**GIVEN REQUEST**
Reading down the listing below, count the lines where the word "page" shows up, then give only that count.

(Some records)
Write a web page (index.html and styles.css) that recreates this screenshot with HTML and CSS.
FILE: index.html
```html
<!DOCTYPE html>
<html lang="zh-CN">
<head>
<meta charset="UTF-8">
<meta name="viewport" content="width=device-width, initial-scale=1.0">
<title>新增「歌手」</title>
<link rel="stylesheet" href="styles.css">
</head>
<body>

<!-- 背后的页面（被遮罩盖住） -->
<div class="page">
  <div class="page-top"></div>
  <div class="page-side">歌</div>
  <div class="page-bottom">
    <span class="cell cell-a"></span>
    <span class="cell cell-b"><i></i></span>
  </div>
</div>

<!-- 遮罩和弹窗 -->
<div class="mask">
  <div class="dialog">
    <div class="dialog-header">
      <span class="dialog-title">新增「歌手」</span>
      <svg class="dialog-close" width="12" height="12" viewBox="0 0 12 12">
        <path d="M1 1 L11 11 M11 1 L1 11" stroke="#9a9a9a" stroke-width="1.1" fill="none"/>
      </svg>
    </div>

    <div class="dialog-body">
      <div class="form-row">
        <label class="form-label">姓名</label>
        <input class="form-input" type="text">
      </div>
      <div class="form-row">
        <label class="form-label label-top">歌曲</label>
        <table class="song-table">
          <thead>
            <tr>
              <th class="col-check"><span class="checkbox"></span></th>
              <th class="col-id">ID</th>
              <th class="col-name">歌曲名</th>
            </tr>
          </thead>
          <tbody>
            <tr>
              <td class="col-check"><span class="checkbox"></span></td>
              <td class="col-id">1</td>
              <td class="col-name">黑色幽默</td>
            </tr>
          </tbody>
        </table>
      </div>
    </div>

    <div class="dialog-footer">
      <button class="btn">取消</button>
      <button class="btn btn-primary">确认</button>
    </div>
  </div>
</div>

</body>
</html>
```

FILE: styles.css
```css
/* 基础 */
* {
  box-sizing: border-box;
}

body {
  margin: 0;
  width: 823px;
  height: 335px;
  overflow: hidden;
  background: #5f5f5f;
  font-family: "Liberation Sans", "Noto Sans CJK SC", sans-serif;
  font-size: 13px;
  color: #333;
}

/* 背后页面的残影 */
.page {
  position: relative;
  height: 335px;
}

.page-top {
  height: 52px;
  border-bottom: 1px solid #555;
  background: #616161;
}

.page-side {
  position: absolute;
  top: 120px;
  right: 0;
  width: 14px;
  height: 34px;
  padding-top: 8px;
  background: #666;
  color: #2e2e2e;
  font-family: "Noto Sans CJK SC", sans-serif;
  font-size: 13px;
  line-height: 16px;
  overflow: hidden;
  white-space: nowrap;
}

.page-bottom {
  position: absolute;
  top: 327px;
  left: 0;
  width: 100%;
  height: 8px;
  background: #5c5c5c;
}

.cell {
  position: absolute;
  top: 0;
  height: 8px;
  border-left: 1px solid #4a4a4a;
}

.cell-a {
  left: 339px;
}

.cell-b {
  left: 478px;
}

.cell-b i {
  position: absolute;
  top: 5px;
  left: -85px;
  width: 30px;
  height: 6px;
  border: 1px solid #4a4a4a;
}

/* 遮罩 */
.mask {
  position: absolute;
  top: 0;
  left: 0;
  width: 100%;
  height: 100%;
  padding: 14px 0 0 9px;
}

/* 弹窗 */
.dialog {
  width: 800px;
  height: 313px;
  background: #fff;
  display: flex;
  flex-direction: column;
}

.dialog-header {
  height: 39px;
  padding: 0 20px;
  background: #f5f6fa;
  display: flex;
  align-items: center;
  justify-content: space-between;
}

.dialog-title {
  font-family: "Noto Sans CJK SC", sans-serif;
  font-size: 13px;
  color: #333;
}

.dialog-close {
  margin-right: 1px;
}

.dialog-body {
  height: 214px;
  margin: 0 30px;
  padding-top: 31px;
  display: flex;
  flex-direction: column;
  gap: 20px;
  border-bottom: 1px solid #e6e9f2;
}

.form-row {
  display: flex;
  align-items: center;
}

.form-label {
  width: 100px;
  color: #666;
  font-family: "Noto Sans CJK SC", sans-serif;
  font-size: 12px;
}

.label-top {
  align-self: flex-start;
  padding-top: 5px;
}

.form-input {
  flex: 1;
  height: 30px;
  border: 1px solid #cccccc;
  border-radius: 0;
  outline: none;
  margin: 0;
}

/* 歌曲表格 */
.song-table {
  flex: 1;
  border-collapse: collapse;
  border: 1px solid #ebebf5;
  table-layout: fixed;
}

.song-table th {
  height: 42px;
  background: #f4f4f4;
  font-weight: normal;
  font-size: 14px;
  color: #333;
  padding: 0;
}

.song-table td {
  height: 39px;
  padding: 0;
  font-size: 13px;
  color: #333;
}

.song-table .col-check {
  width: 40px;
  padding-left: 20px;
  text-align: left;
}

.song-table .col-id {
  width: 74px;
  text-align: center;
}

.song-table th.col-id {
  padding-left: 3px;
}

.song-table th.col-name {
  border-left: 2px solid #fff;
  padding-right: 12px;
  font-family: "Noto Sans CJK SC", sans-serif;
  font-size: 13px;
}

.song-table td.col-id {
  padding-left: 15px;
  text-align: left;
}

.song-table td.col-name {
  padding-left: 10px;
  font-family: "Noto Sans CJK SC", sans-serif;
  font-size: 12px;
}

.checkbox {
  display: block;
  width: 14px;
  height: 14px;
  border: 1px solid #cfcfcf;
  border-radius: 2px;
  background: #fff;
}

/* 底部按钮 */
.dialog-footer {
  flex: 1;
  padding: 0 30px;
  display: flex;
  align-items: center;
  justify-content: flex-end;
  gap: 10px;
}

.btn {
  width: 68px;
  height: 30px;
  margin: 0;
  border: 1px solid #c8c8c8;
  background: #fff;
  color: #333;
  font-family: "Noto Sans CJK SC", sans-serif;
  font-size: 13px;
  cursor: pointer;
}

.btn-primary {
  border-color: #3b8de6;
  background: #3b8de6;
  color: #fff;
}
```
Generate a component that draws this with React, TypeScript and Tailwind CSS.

**RESULT**
9